Syenta
SYDNEY: Syenta has raised $26 million in a Series A round to commercialise its advanced chip packaging technology for AI data centres. Playground Global led the round alongside Australia’s National Reconstruction Fund, which contributed $10.1 million. Investible, Salus Ventures, Jelix Ventures, Wollemi Capital, Blackbird VC, and In-Q-Tel also participated. Total funding now stands at $36.4 million across all rounds.
Pat Gelsinger is joining the board as part of the deal. The former Intel CEO is now a general partner at Playground Global. His involvement signals more than financial backing, Gelsinger spent four decades in semiconductors and led Intel through its most recent attempt to reclaim chip manufacturing leadership. His read on where packaging bottlenecks are most acute carries weight.
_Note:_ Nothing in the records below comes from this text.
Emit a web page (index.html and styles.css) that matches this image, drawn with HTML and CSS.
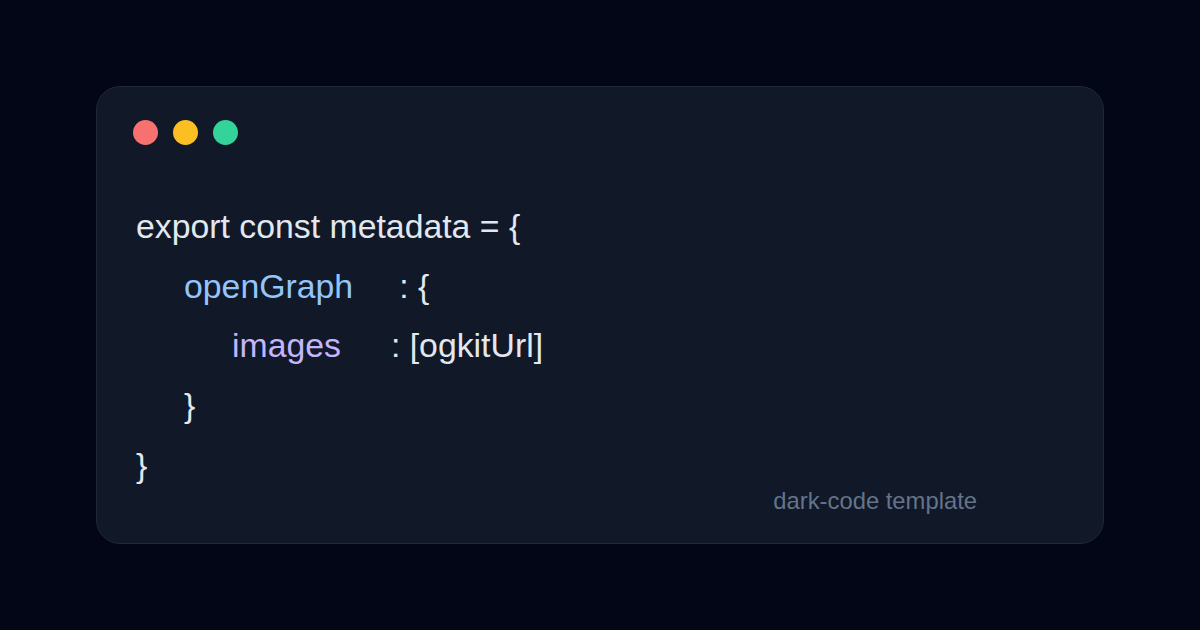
FILE: index.html
```html
<!DOCTYPE html>
<html>
<head>
<meta charset="utf-8">
<link rel="stylesheet" href="styles.css">
</head>
<body>
<div class="card">
  <div class="dots">
    <span class="dot red"></span>
    <span class="dot yellow"></span>
    <span class="dot green"></span>
  </div>
  <div class="body">
    <div class="code">
      <div class="line">export const metadata = {</div>
      <div class="line ind1"><span class="blue">openGraph</span><span class="gap1">: {</span></div>
      <div class="line ind2"><span class="violet">images</span><span class="gap2">: [ogkitUrl]</span></div>
      <div class="line ind1">}</div>
      <div class="line">}</div>
    </div>
    <div class="footer">dark-code template</div>
  </div>
</div>
</body>
</html>
```

FILE: styles.css
```css
html, body {
  margin: 0;
  padding: 0;
}
body {
  width: 1200px;
  height: 630px;
  background: #020617;
  display: flex;
  align-items: center;
  justify-content: center;
  font-family: "Liberation Sans", Arial, sans-serif;
}
.card {
  box-sizing: border-box;
  width: 1008px;
  height: 458px;
  background: #111827;
  border: 1px solid #1e293b;
  border-radius: 24px;
  padding: 33px 40px 0 36px;
  display: flex;
  flex-direction: column;
}
.dots {
  display: flex;
  gap: 15px;
}
.dot {
  width: 25px;
  height: 25px;
  border-radius: 50%;
}
.red { background: #f87171; }
.yellow { background: #fbbf24; }
.green { background: #34d399; }
.body {
  display: flex;
  justify-content: space-between;
  align-items: flex-end;
  margin-top: 52px;
  padding-left: 3px;
  padding-right: 86px;
}
.code {
  color: #e2e8f0;
  font-size: 33.8px;
  line-height: 59.7px;
  white-space: nowrap;
}
.ind1 { padding-left: 48px; }
.ind2 { padding-left: 96px; }
.blue { color: #93c5fd; }
.violet { color: #c4b5fd; }
.gap1 { margin-left: 46px; }
.gap2 { margin-left: 50px; }
.footer {
  color: #64748b;
  font-size: 23.8px;
  line-height: 28px;
  margin-bottom: -19px;
}
```
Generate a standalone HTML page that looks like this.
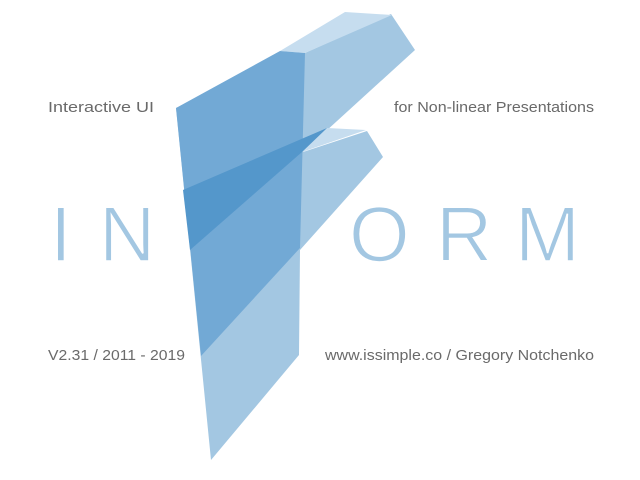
<!DOCTYPE html>
<html><head><meta charset="utf-8"><style>
html,body{margin:0;padding:0;background:#fff;width:640px;height:480px;overflow:hidden}
svg{position:absolute;left:0;top:0}
</style></head><body>
<svg width="640" height="480" viewBox="0 0 640 480">
  <g font-family="Liberation Sans, sans-serif" font-size="78" fill="#a3c7e2" stroke="#fff" stroke-width="1.6">
    <text x="50" y="261">I</text>
    <text x="99" y="261">N</text>
    <text x="349" y="261">O</text>
    <text x="436" y="261">R</text>
    <text x="515" y="261">M</text>
  </g>
  <polygon points="305,53 391,14 415,50 303,152 367,131 383,157 300,250 299,355 211,460 176,108" fill="#a3c7e2"/>
  <polygon points="280,51 345,12 392,15 305,53" fill="#c6ddef"/>
  <polygon points="302,152 327,128 366,130" fill="#c6ddef"/>
  <polygon points="176,108 280,51 305,53 300,248 201,356" fill="#72a9d5"/>
  <polygon points="183,190 327,128 302,152 190,250" fill="#5497cb"/>
  <g font-family="Liberation Sans, sans-serif" font-size="14.5" fill="#6a6a6a">
    <text x="48" y="112" textLength="106" lengthAdjust="spacingAndGlyphs">Interactive UI</text>
    <text x="394" y="112" textLength="200" lengthAdjust="spacingAndGlyphs">for Non-linear Presentations</text>
    <text x="48" y="360" textLength="137" lengthAdjust="spacingAndGlyphs">V2.31 / 2011 - 2019</text>
    <text x="325" y="360" textLength="269" lengthAdjust="spacingAndGlyphs">www.issimple.co / Gregory Notchenko</text>
  </g>
</svg>
</body></html>
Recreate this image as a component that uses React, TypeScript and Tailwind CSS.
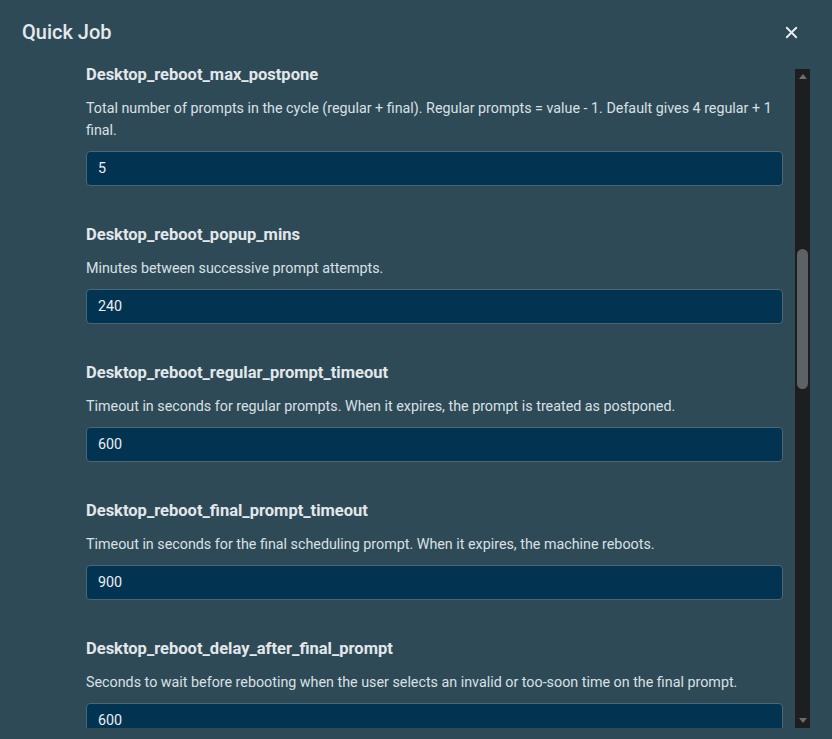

Syenta’s technology targets one of the least visible but most consequential constraints in the AI hardware stack. Advanced chip packaging, the process of connecting multiple chips into a single high-performance system, has emerged as a critical bottleneck as AI workloads scale.
Current packaging methods are slow, expensive, and require large numbers of complex manufacturing steps. Syenta’s Localized Electrochemical Manufacturing technology cuts that process by 40%. It enables high-density chip-to-chip interconnects within existing semiconductor fabrication infrastructure, without requiring new fabs.
The company spun out of the Australian National University and is headquartered in Sydney. As part of its commercialisation push, Syenta is opening a US office in Arizona, deliberately positioned near Intel and TSMC facilities. That proximity matters for a company selling into a supply chain that is geographically concentrated. It targets high-volume production by 2028.
Gelsinger framed the problem directly, AI’s next scaling challenge is not just compute, it is how chips connect. Syenta’s bet is that solving the interconnect layer unlocks headroom that more GPUs alone cannot provide.